Following public comment, Commissioner and Third District Humboldt County Supervisor Mike Wilson provided a bit of background on the defunct pulp mill site and how it has evolved in the last decade. “There’s been a lot of work that’s been done on this site,” he said, adding that more than $22 million has been spent on clean-up efforts since the Harbor District acquired the property in 2014.

Speaking specifically to outfall impacts associated with the project, Wilson said there are already aquaculture facilities operating at the site, including Coast Seafood’s oyster farming project.
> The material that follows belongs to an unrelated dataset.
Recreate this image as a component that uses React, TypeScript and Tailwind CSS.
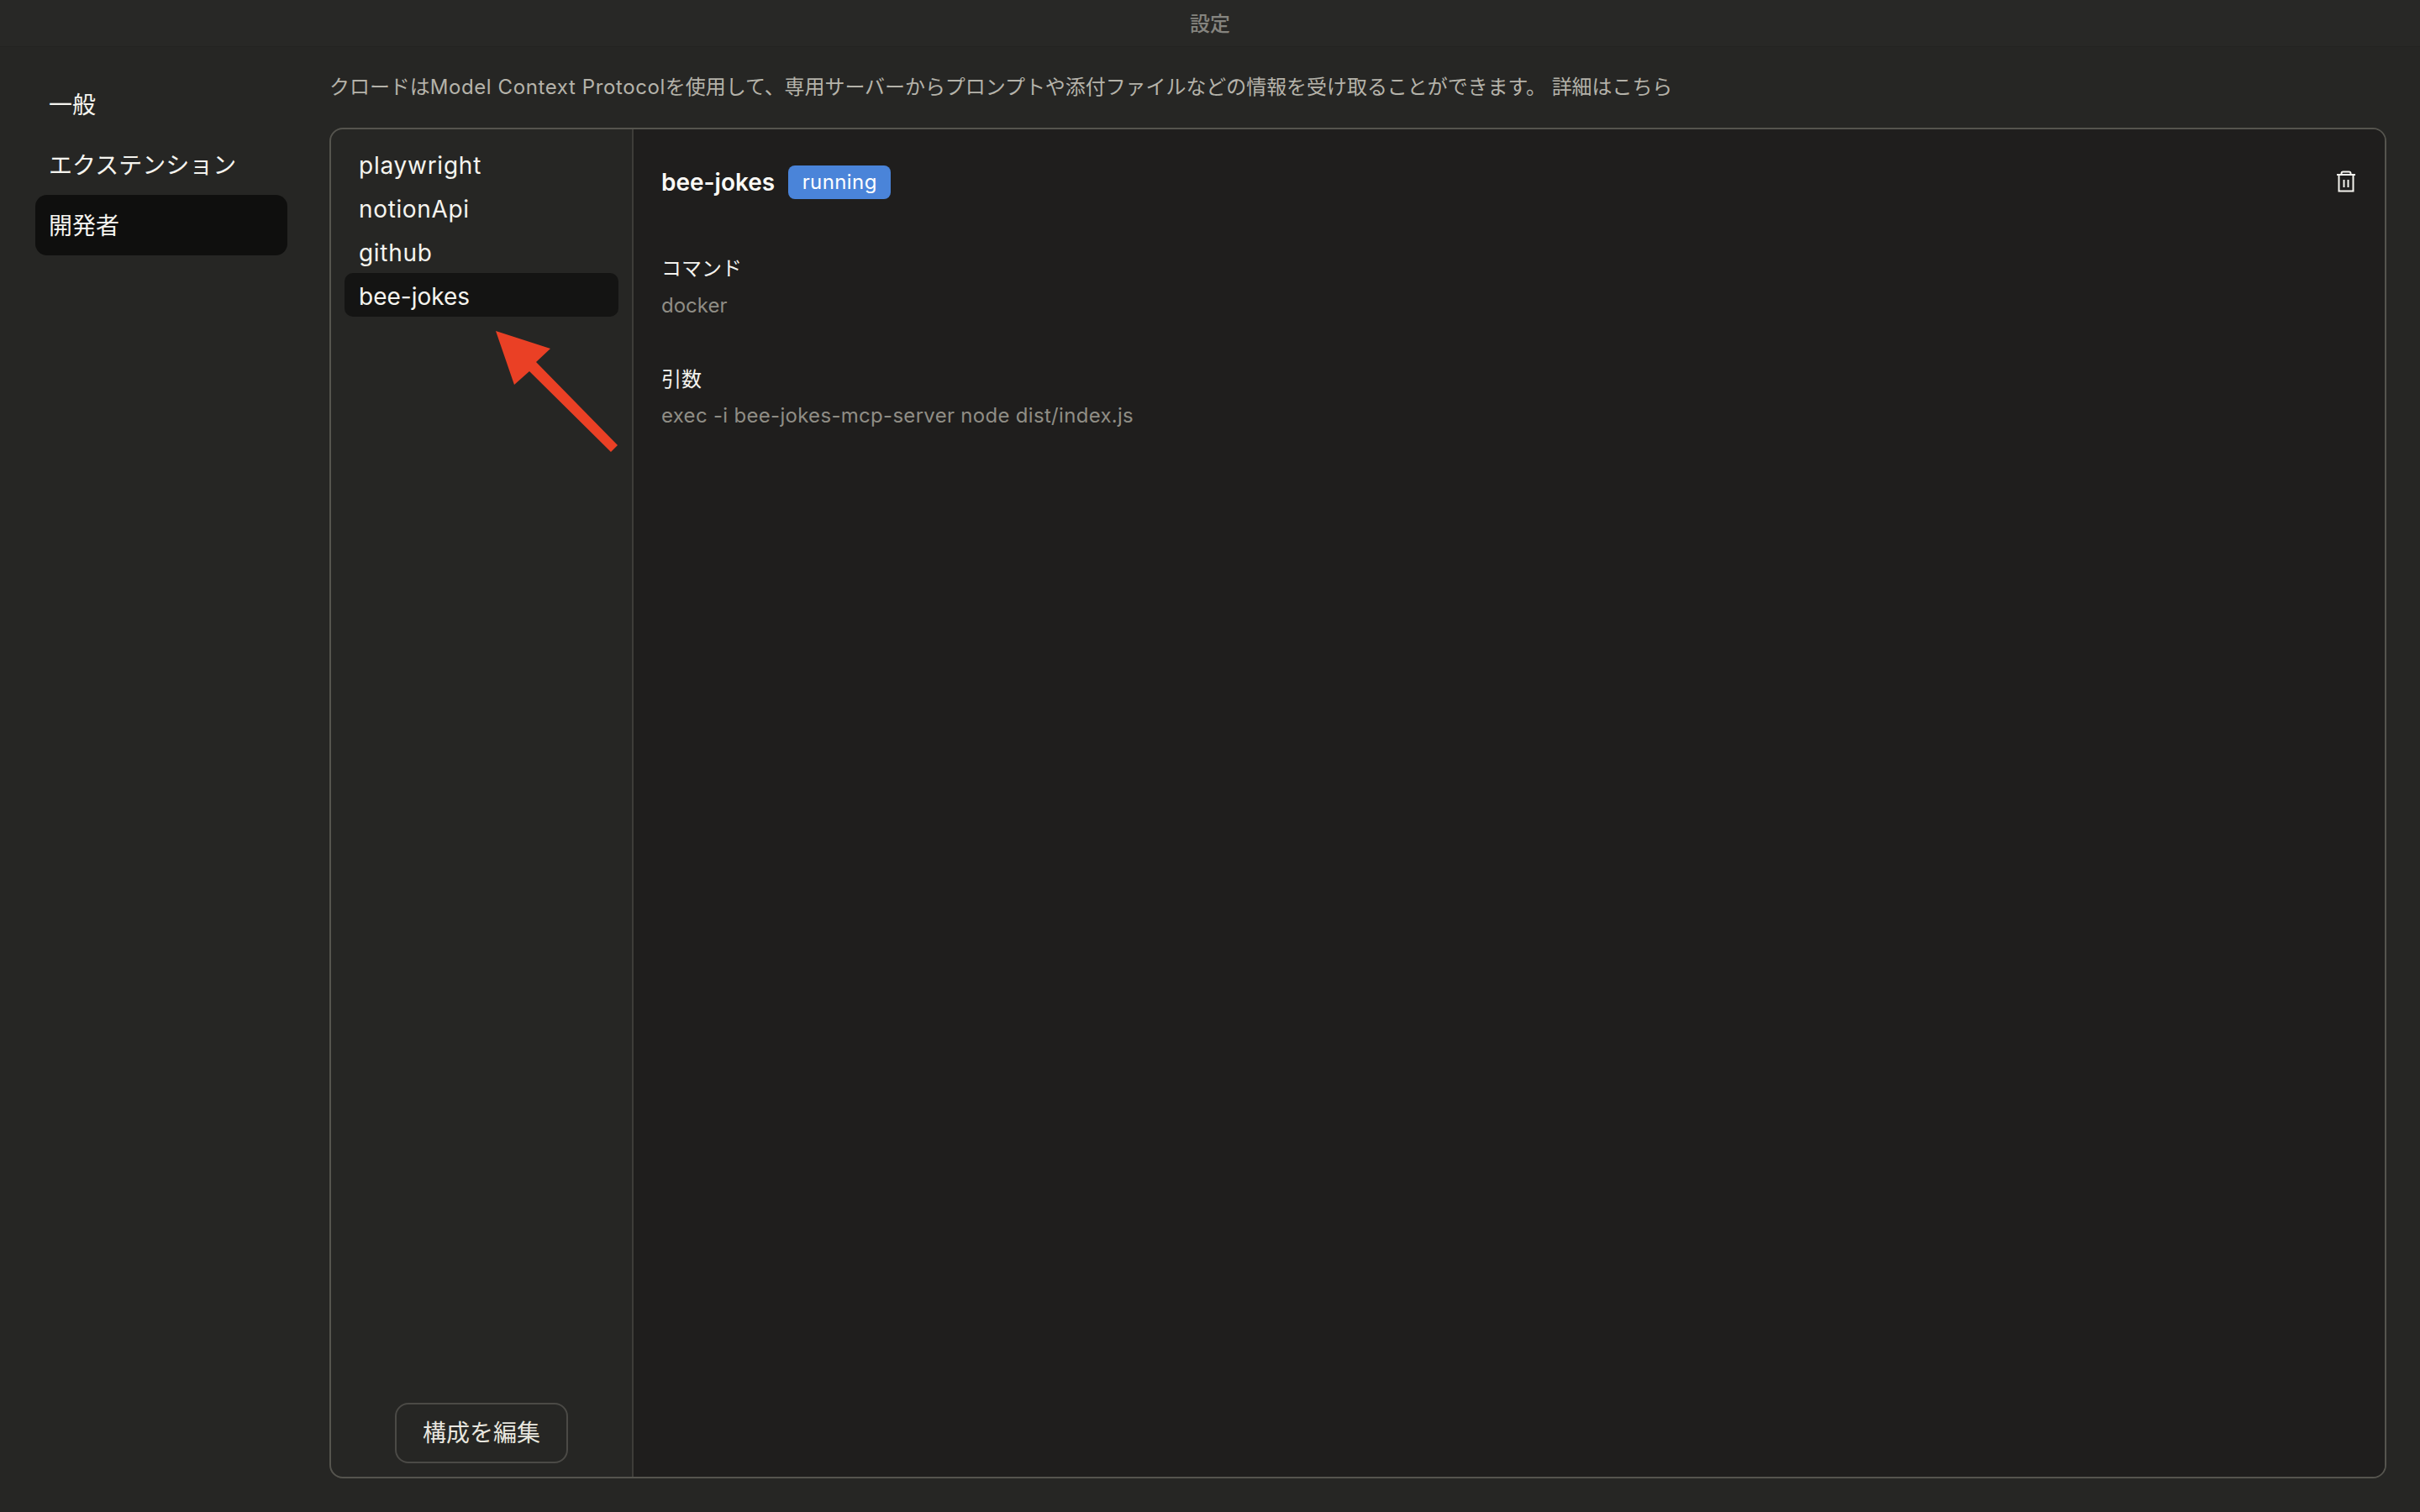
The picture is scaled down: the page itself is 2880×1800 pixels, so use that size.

“Are we talking about something that will that could have an impact? Sure. We have to talk about the significance of that, and I think staff has talked about that pretty specifically,” Wilson said. “I will say, when we say it’s massive, it is probably the biggest indoor [aquaculture] facility maybe on the planet. I mean, it’s only 30 acres, right? But if you do outdoor fish farming, then they can be hundreds of acres and they’re all over the place. This [project] is very unique in that space.”

Wilson also expressed support for the additional monitoring requirements implemented by Coastal Commission staff.

Commissioner Justin Cummings thanked staff for bringing forward recommendations “that minimize environmental impacts to the greatest extent possible.”

“To Commissioner Wilson’s point, there are going to be impacts and trade-offs, but I think for this – especially because it’s taking a former brownfield site, something that’s been heavily contaminated and putting it to a new use – I think that this is a really great model project,” Cummings said.

Commission Chair Donne Brownsey also expressed support for staff’s recommendation, adding that it is “encouraging to see present and future industries being proposed with elements, conditions and requirements that were not present in the past.”

After a bit of additional discussion, Cummings made a motion to approve staff’s recommendation, along with the special conditions listed in the staff report. Wilson seconded the action. 

The motion passed with a unanimous 12-0 vote.